No governo Fernando Henrique Cardoso, um projeto foi elaborado logo no segundo ano do mandato e as principais medidas estabeleciam a criação do Imposto sobre Circulação de Mercadorias e Prestação de Servidos (ICMS) federal e isenção de impostos sobre importações. O novo imposto previsto substituiria o Imposto sobre Produtos Industrializados (IPI) e passaria a incidir sobre produtos que até então não pagavam IPI, como energia elétrica, serviços de telecomunicação e combustíveis. As propostas não foram bem recebidas pelos governadores dos estados que utilizam diferenças nas alíquotas cobradas como forma de incentivar empresas a se instalarem em seus territórios.

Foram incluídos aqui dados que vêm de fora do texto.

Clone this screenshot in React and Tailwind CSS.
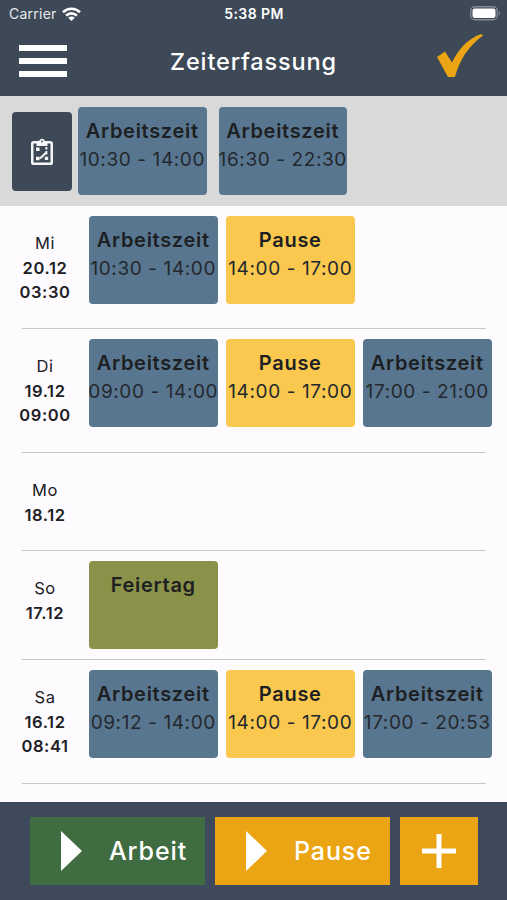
import React from "react";
import clsx from "clsx";

const colors = {
  work: "bg-[#58768f]",
  pause: "bg-[#fac84f]",
  holiday: "bg-[#8a9148]",
};

const current = [
  { type: "work", title: "Arbeitszeit", time: "10:30 - 14:00" },
  { type: "work", title: "Arbeitszeit", time: "16:30 - 22:30" },
];

const days = [
  {
    day: "Mi",
    date: "20.12",
    total: "03:30",
    height: "h-[123px]",
    entries: [
      { type: "work", title: "Arbeitszeit", time: "10:30 - 14:00" },
      { type: "pause", title: "Pause", time: "14:00 - 17:00" },
    ],
  },
  {
    day: "Di",
    date: "19.12",
    total: "09:00",
    height: "h-[124px]",
    entries: [
      { type: "work", title: "Arbeitszeit", time: "09:00 - 14:00" },
      { type: "pause", title: "Pause", time: "14:00 - 17:00" },
      { type: "work", title: "Arbeitszeit", time: "17:00 - 21:00" },
    ],
  },
  { day: "Mo", date: "18.12", height: "h-[98px]", entries: [] },
  {
    day: "So",
    date: "17.12",
    height: "h-[109px]",
    entries: [{ type: "holiday", title: "Feiertag" }],
  },
  {
    day: "Sa",
    date: "16.12",
    total: "08:41",
    height: "h-[124px]",
    entries: [
      { type: "work", title: "Arbeitszeit", time: "09:12 - 14:00" },
      { type: "pause", title: "Pause", time: "14:00 - 17:00" },
      { type: "work", title: "Arbeitszeit", time: "17:00 - 20:53" },
    ],
  },
];

const Entry = ({ type, title, time }) => (
  <div
    className={clsx(
      "w-[128.5px] h-[88px] shrink-0 rounded-[4px] pt-[10px] text-center whitespace-nowrap text-[#1d1f22]",
      colors[type]
    )}
  >
    <div className="text-[20px] leading-[28px] font-semibold tracking-[0.7px]">
      {title}
    </div>
    {time && (
      <div className="-mx-2 text-[19px] leading-[29px] tracking-[0.6px] text-[#24282d]">
        {time}
      </div>
    )}
  </div>
);

const DayRow = ({ day, date, total, height, entries }) => (
  <div className={clsx("flex flex-col", height)}>
    <div className="flex flex-1">
      <div className="w-[89px] shrink-0 pl-px pt-[25px] text-center text-[16.5px] leading-[24.5px] tracking-[0.6px] text-[#202024]">
        <div>{day}</div>
        <div className="font-semibold">{date}</div>
        {total && <div className="font-semibold">{total}</div>}
      </div>
      <div className="flex gap-[8.5px] pt-[10px]">
        {entries.map((entry, i) => (
          <Entry key={i} {...entry} />
        ))}
      </div>
    </div>
    <div className="ml-[22px] mr-[21px] h-px bg-[#c9c6ca]" />
  </div>
);

const PlayButton = ({ label, className }) => (
  <button
    className={clsx(
      "flex h-[68px] w-[175px] items-center pl-[31px] text-[25px] font-medium tracking-[0.9px] text-white",
      className
    )}
  >
    <svg width="21" height="40" viewBox="0 0 21 40" fill="currentColor">
      <path d="M0 0L21 20L0 40Z" />
    </svg>
    <span className="ml-[27px] pt-[2px]">{label}</span>
  </button>
);

const App = () => {
  return (
    <div className="flex h-[900px] w-[507px] flex-col overflow-hidden bg-[#fefbff] font-['Inter',sans-serif]">
      <header className="h-[96px] shrink-0 bg-[#3d4956] text-white">
        {/* Status bar */}
        <div className="grid h-[27px] grid-cols-3 items-center pl-[9px] pr-[6px] text-[14px]">
          <div className="flex items-center gap-[5px] tracking-[0.25px] text-[#e5e9ec]">
            <span>Carrier</span>
            <svg width="19" height="14" viewBox="0 0 19 14" fill="none" stroke="#fff" strokeWidth="2.6">
              <path d="M1 5.2C5.8 0.5 13.2 0.5 18 5.2" />
              <path d="M4 8.6C7.2 5.6 11.8 5.6 15 8.6" />
              <path d="M9.5 14L6.2 10.8C8 9.2 11 9.2 12.8 10.8Z" fill="#fff" stroke="none" />
            </svg>
          </div>
          <div className="-ml-[2px] text-center font-semibold tracking-[0.4px]">5:38 PM</div>
          <svg className="justify-self-end" width="31" height="15" viewBox="0 0 31 15">
            <rect x="0.75" y="0.75" width="26.5" height="13" rx="4" fill="none" stroke="#828b94" strokeWidth="1.3" />
            <rect x="2.5" y="2.5" width="23" height="9.5" rx="2.2" fill="#fff" />
            <path d="M28.8 5.2C30.6 5.8 30.6 8.7 28.8 9.3Z" fill="#828b94" />
          </svg>
        </div>
        {/* Title bar */}
        <div className="flex h-[68px] items-center justify-between pl-[19px] pr-[24px]">
          <div className="flex w-[48px] flex-col gap-[7px]">
            <div className="h-[6px] bg-white" />
            <div className="h-[6px] bg-white" />
            <div className="h-[6px] bg-white" />
          </div>
          <h1 className="pl-[3px] pt-[2px] text-[23.5px] font-medium tracking-[0.85px]">Zeiterfassung</h1>
          <svg className="mb-[11px]" width="46" height="44" viewBox="0 0 46 44" fill="#eba414">
            <path d="M0 23L8 17.5L15 28.5C21 16 31 4 44.5 0L46 1.5C31 13 23 25 18 43H11Z" />
          </svg>
        </div>
      </header>

      <section className="flex h-[110px] shrink-0 bg-[#d9d9d9] pl-[12px] pt-[11px]">
        <div className="mt-[5px] flex h-[79px] w-[60px] items-center justify-center rounded-[4px] bg-[#3d4956]">
          <svg width="22" height="27" viewBox="0 0 22 27" fill="none" stroke="#f4f5f6">
            <rect x="1.2" y="4.2" width="19.6" height="21.6" rx="1.5" strokeWidth="2.6" />
            <path d="M5.5 3.3H8.1C8.3 -0.2 13.7 -0.2 13.9 3.3H16.5V8H5.5Z" fill="#f4f5f6" stroke="none" />
            <circle cx="11" cy="3.4" r="0.9" fill="#3d4956" stroke="none" />
            <path d="M5 9.5h3.6v3.6H5zM5 18.7h3.6v3.6H5zM13.8 18.7h3.4v3.4h-3.4z" fill="#f4f5f6" stroke="none" />
            <path d="M9 20.5L15.2 14.5M15.4 9v2.4M15.4 13v3.4" strokeWidth="2" />
          </svg>
        </div>
        <div className="ml-[6px] flex gap-[12px]">
          {current.map((entry, i) => (
            <Entry key={i} {...entry} />
          ))}
        </div>
      </section>

      <main className="flex-1">
        {days.map((d) => (
          <DayRow key={d.date} {...d} />
        ))}
      </main>

      <footer className="flex h-[98px] shrink-0 gap-[10px] bg-[#3e495b] pl-[30px] pt-[15px]">
        <PlayButton label="Arbeit" className="bg-[#406c41]" />
        <PlayButton label="Pause" className="bg-[#eba414]" />
        <button className="flex h-[68px] w-[78px] items-center justify-center bg-[#eba414]">
          <svg width="34" height="34" viewBox="0 0 34 34" stroke="#fff" strokeWidth="5">
            <path d="M17 0V34M0 17H34" />
          </svg>
        </button>
      </footer>
    </div>
  );
};

export default App;
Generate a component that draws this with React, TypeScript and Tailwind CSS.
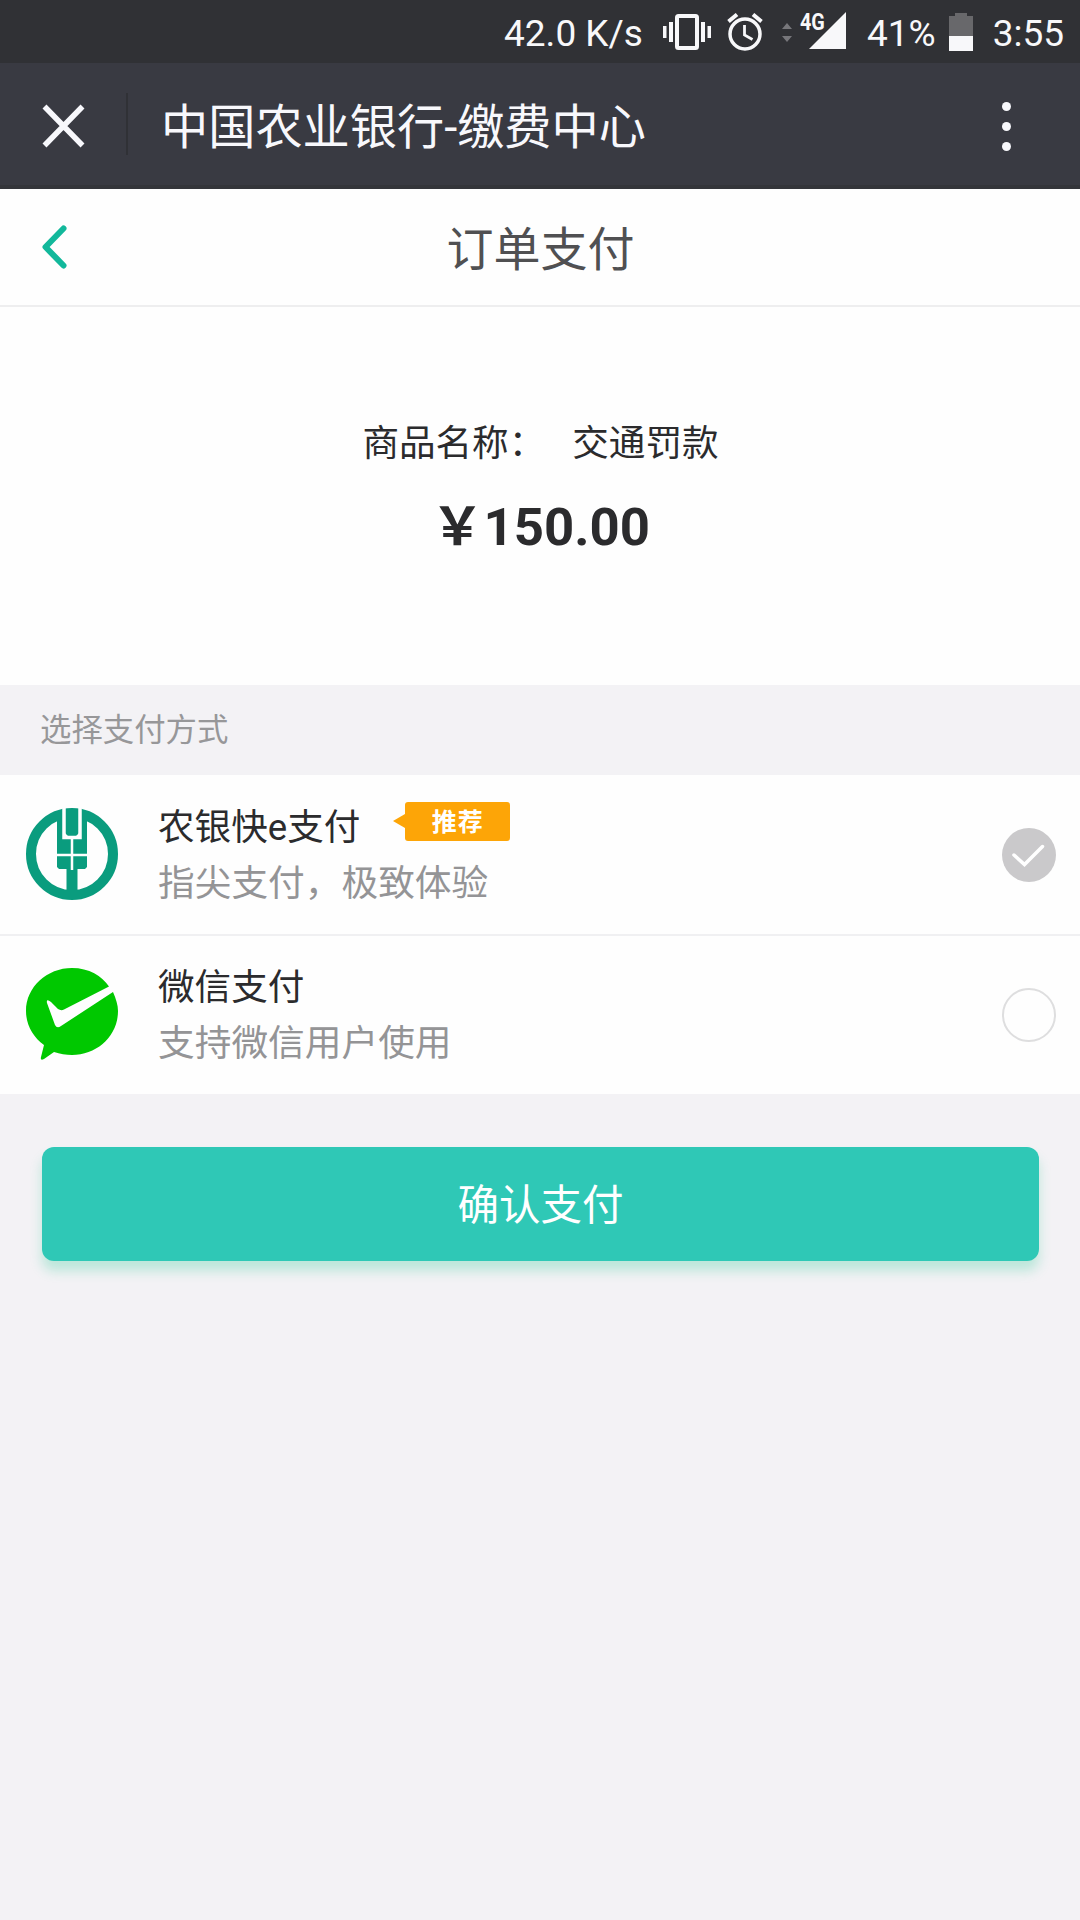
import { useState } from 'react';
import type { ReactNode } from 'react';

interface PayMethod {
  id: string;
  name: string;
  hint: string;
  logo: ReactNode;
  recommended?: boolean;
}

const METHODS: PayMethod[] = [
  { id: 'abc', name: '农银快e支付', hint: '指尖支付，极致体验', logo: <BankLogo />, recommended: true },
  { id: 'wechat', name: '微信支付', hint: '支持微信用户使用', logo: <WechatPayLogo /> },
];

export default function App() {
  const [selected, setSelected] = useState('abc');

  return (
    <div className="w-[1080px] h-[1920px] overflow-hidden flex flex-col bg-[#f3f2f5] text-[#2b2b2d] font-['Roboto','Noto_Sans_CJK_SC',sans-serif]">
      <StatusBar />
      <TitleBar />

      {/* Page header */}
      <div className="h-[118px] shrink-0 flex items-center bg-[#fefefe] border-b-2 border-[#eeeeef]">
        <button className="w-[120px] pl-[41px]">
          <svg className="w-[26px] h-[44px]" viewBox="0 0 26 44" fill="none" stroke="#12b89b" strokeWidth={6} strokeLinecap="round" strokeLinejoin="round">
            <path d="M22.500 3.500L4.500 22L22.500 40.500" />
          </svg>
        </button>
        <h1 className="flex-1 text-center text-[47px] leading-none text-[#505052] pt-[4px]">订单支付</h1>
        <div className="w-[119px]" />
      </div>

      {/* Order summary */}
      <div className="h-[378px] shrink-0 bg-[#fefefe] flex flex-col items-center pt-[112px] pl-px">
        <p className="text-[36.600px] leading-[50px] flex gap-[27px]">
          <span>商品名称：</span>
          <span>交通罚款</span>
        </p>
        <p className="mt-[26px] text-[52.700px] leading-[64px] font-bold">￥150.00</p>
      </div>

      <div className="h-[90px] shrink-0 flex items-center pl-[40px] pt-[2px] text-[31.400px] text-[#979799]">选择支付方式</div>

      <div className="bg-[#fefefe] shrink-0 pb-px">
        {METHODS.map((m, i) => (
          <div
            key={m.id}
            onClick={() => setSelected(m.id)}
            className={`flex items-center h-[159px] pl-[26px] pr-[24px] ${i > 0 ? 'border-t-2 border-[#f0f0f2]' : ''}`}
          >
            {m.logo}
            <div className="ml-[40px] pt-[2px] flex-1">
              <div className="flex items-center h-[56px]">
                <span className="text-[36.600px] leading-[56px]">{m.name}</span>
                {m.recommended && <RecommendTag />}
              </div>
              <p className="text-[36.700px] leading-[56px] text-[#949496]">{m.hint}</p>
            </div>
            <Radio checked={selected === m.id} />
          </div>
        ))}
      </div>

      <button className="mt-[53px] ml-[42px] mr-[41px] h-[114px] pt-[4px] shrink-0 rounded-xl bg-[#2fc8b6] text-white text-[41.500px] shadow-[0_10px_12px_rgba(47,200,150,0.28)]">
        确认支付
      </button>
    </div>
  );
}

function StatusBar() {
  return (
    <div className="h-[63px] shrink-0 flex items-center justify-end pr-[16px] bg-[#303135] text-[#f8f8fa] text-[37px] leading-none">
      <span className="pt-[4px]">42.0 K/s</span>
      {/* Vibrate */}
      <svg className="ml-[20px] w-[48px] h-[36px]" viewBox="0 0 48 36" fill="currentColor">
        <path d="M0 12h3.500v12H0zM6 8h4v20H6zM38 8h4v20h-4zM44.500 12H48v12h-3.500z" />
        <rect x="14" y="2" width="20" height="32" rx="1.500" fill="none" stroke="currentColor" strokeWidth={4} />
      </svg>
      {/* Alarm */}
      <svg className="ml-[16px] w-[36px] h-[38px]" viewBox="0 0 36 38" fill="none" stroke="currentColor" strokeWidth={3.5}>
        <circle cx="18" cy="21" r="15" />
        <path d="M1.500 8.500L10 1.500M26 1.500L34.500 8.500" strokeWidth={4} />
        <path d="M17.500 12v10l8 4.500" strokeWidth={2.8} />
      </svg>
      {/* Data traffic */}
      <svg className="ml-[19px] mt-[3px] w-[10px] h-[20px]" viewBox="0 0 10 20" fill="#77777b">
        <path d="M0 6L5 0L10 6zM0 13h10L5 19z" />
      </svg>
      {/* Signal */}
      <div className="relative ml-[8px] mb-[3px] w-[46px] h-[37px]">
        <svg className="ml-[9px] w-[37px] h-[37px]" viewBox="0 0 37 37" fill="currentColor">
          <path d="M37 0V37H0z" />
        </svg>
        <span className="absolute left-0 top-px origin-left scale-x-[0.86] text-[23px] leading-[19px] font-bold [text-shadow:0_0_2px_#303135]">4G</span>
      </div>
      <span className="ml-[21px] pt-[4px]">41%</span>
      {/* Battery */}
      <svg className="ml-[13px] w-[24px] h-[38px]" viewBox="0 0 24 38">
        <path d="M6 0h12v3h6v20H0V3h6z" fill="#68686b" />
        <path d="M0 23h24v15H0z" fill="currentColor" />
      </svg>
      <span className="ml-[20px] pt-[4px]">3:55</span>
    </div>
  );
}

function TitleBar() {
  return (
    <div className="h-[126px] shrink-0 flex items-center bg-[#393a42] text-[#f8f8fc] border-b-4 border-[#34353a]">
      <svg className="ml-[42px] mt-[4px] w-[43px] h-[44px]" viewBox="0 0 43 44" fill="none" stroke="currentColor" strokeWidth={5.5}>
        <path d="M2.500 2.500L40.500 41.500M40.500 2.500L2.500 41.500" />
      </svg>
      <div className="ml-[41px] w-[2px] h-[62px] bg-[#303136]" />
      <h2 className="ml-[33px] flex-1 pt-[10px] text-[47.200px] leading-none">中国农业银行-缴费中心</h2>
      <div className="mr-[69px] mt-[4px] flex flex-col gap-[11px]">
        <i className="size-[9px] rounded-full bg-current" />
        <i className="size-[9px] rounded-full bg-current" />
        <i className="size-[9px] rounded-full bg-current" />
      </div>
    </div>
  );
}

function RecommendTag() {
  return (
    <span className="ml-[33px] mb-[13px] flex items-center">
      <svg className="w-[12px] h-[24px]" viewBox="0 0 12 24" fill="#fda507">
        <path d="M12 5L0 12L12 19z" />
      </svg>
      <span className="w-[105px] h-[39px] rounded-[3px] bg-[#fda507] text-white text-[25px] leading-[41px] font-bold text-center tracking-[1px]">推荐</span>
    </span>
  );
}

function Radio({ checked }: { checked: boolean }) {
  if (!checked) {
    return <span className="size-[54px] rounded-full border-2 border-[#dededf]" />;
  }
  return (
    <svg className="size-[54px]" viewBox="0 0 54 54">
      <circle cx="27" cy="27" r="27" fill="#cac9cb" />
      <path d="M12 27L22.500 36.500L40.500 18.500" fill="none" stroke="#fff" strokeWidth={3.5} strokeLinecap="round" />
    </svg>
  );
}

function BankLogo() {
  return (
    <svg className="size-[92px] mb-[2px]" viewBox="0 0 92 92">
      <circle cx="46" cy="46" r="41" fill="#fefefe" stroke="#0a9c7e" strokeWidth={10} />
      <path d="M31 8H61V59L59 61H51.500V86H40.500V61H33L31 59z" fill="#0a9c7e" />
      <path d="M38 -2V29.500H54V-2" fill="none" stroke="#fefefe" strokeWidth={3.5} />
      <path d="M38 24V30H44zM54 24V30H48z" fill="#fefefe" />
      <path d="M46 31V62M31 47H61" stroke="#fefefe" strokeWidth={2.5} />
    </svg>
  );
}

function WechatPayLogo() {
  return (
    <svg className="size-[92px] mb-[2px]" viewBox="0 0 92 92">
      <path
        d="M46 0C63 0 76 8 83 18.500L38 41.500Q35 43 32 41L25 34Q20 30 21 35L29 57Q31 61 35 58L87 24C90 31 92 37 92 43C92 68 71 87 46 87C40 87 34 86 28 84L18 91Q14 93 15 89L18 77C7 69 0 57 0 43C0 19 21 0 46 0z"
        fill="#00c800"
      />
    </svg>
  );
}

A falta de consenso fez com que o governo recuasse, deixando a reforma de lado. FHC chegou ao fim do mandato com um projeto chamado “minirreforma” tramitando no Congresso em 2002, com mudanças graduais previstas para poucos impostos.
O sucessor, Luiz Inácio Lula da Silva, também não conseguiu vencer a batalha de interesses e nas três vezes que enviou propostas de reforma tributária ao Congresso – em 2003, 2004 e 2008 – sofreu derrotas. O discurso repetiu algumas propostas anteriores e buscava atenuar o excesso de impostos sobre a produção e consumo. O último projeto foi enviado como prioridade legislativa para 2008, porém,com a resistência de estados que se consideravam prejudicados com a perda de receita e ausência de uma opção diferente para a arrecadação dos estados, a proposta fracassou novamente, sem apoio de governadores e parlamentares.
Para João Marcos, os repetidos erros na elaboração dos projetos explicam a falta de consenso entre o Executivo federal e os estaduais. “Faltou aos dois presidentes apresentar uma proposta para que a União cumprisse uma das suas obrigações: fomentar o desenvolvimento das regiões menos desenvolvidas por meio de instrumentos como financiamentos e subsídios. Isso faz com que os estados tenham que buscar formas de fazê-lo, o que culmina em renúncia de impostos estaduais e criam uma briga entre eles. Se os benefícios fossem dados pela União, isso poderia ser evitado”, afirma o auditor.
Proposta atual
Os dois pontos principais da proposta elaborada pela presidente Dilma – apresentados em discursos e entrevistas em que a petista discute o tema – preveem a simplificação do ICMS – medida recorrente nas propostas apresentadas anteriormente – e a desoneração da folha de salários e investimentos empresariais. A intenção do governo federal é fortalecer as empresas, reduzindo os custos com funcionários e incentivando novos empreendimentos. No entanto, alguns pontos referentes à revisão na incidência da tributação não foram tratados na proposta e especialistas não perdoaram.
“Hoje, existem possibilidades de que alguns pontos sejam discutidos com mais consenso, mas a reforma integral não costuma entrar nem nas negociações. A proposta de Dilma trouxe apenas mudanças pontuais de forma incompleta e pouco detalhada até o momento. O que precisamos realmente é cobrar mais de quem ganha mais, por meio da taxação de renda e do patrimônio, e não apenas com ônus sobre o consumo, que acaba afetando todas as pessoa independentemente da classe econômica”, cobra o vice-presidente do Fenafisco.
Textos sem efeito
Fernando Henrique Cardoso (PSDB) – 1996 e 2001*
» Eliminação da incidência do imposto estadual sobre exportações
» Tributação maior das terras improdutivas
» Transformar o ICMS e o IPI em impostos sobre consumo
» Implementação do imposto de consumo, cobrando-o no local da produção, para evitar sonegação e redistribuindo automaticamente a receita para os estados de destino da mercadoria
Luiz Inácio Lula da Silva (PT) – 2003,2004 e 2008*
» Tributação do ICMS preponderantemente nos estados de destino sem aumentar a evasão
» Tributação seletiva, com alíquotas elevadas, de fumo e bebidas
» Implantação de um sistema de compensação entre as empresas para resolver o problema do acúmulo de créditos tributários
» Desoneração gradual dos investimentos, pela redução do prazo requerido para a apropriação dos créditos de impostos pagos na aquisição de máquinas e equipamentos
» Ampliação da desoneração da cesta básica
Dilma Rousseff (PT) – 2011*
» Em declarações durante a campanha e no primeiro semestre deste ano, a presidente afirmou que pretende enviar propostas fracionadas para uma reforma tributária, de forma que cada ponto seja mais bem discutido pelos parlamentares. Não existem, no entanto, detalhes sobre os projetos que serão levados ao Congresso, e o assunto ainda é tema de reuniões com governadores. O Ministério da Fazenda – procurado para comentar o assunto – preferiu não se manifestar ou informar em que pé estão as discussões sobre a proposta.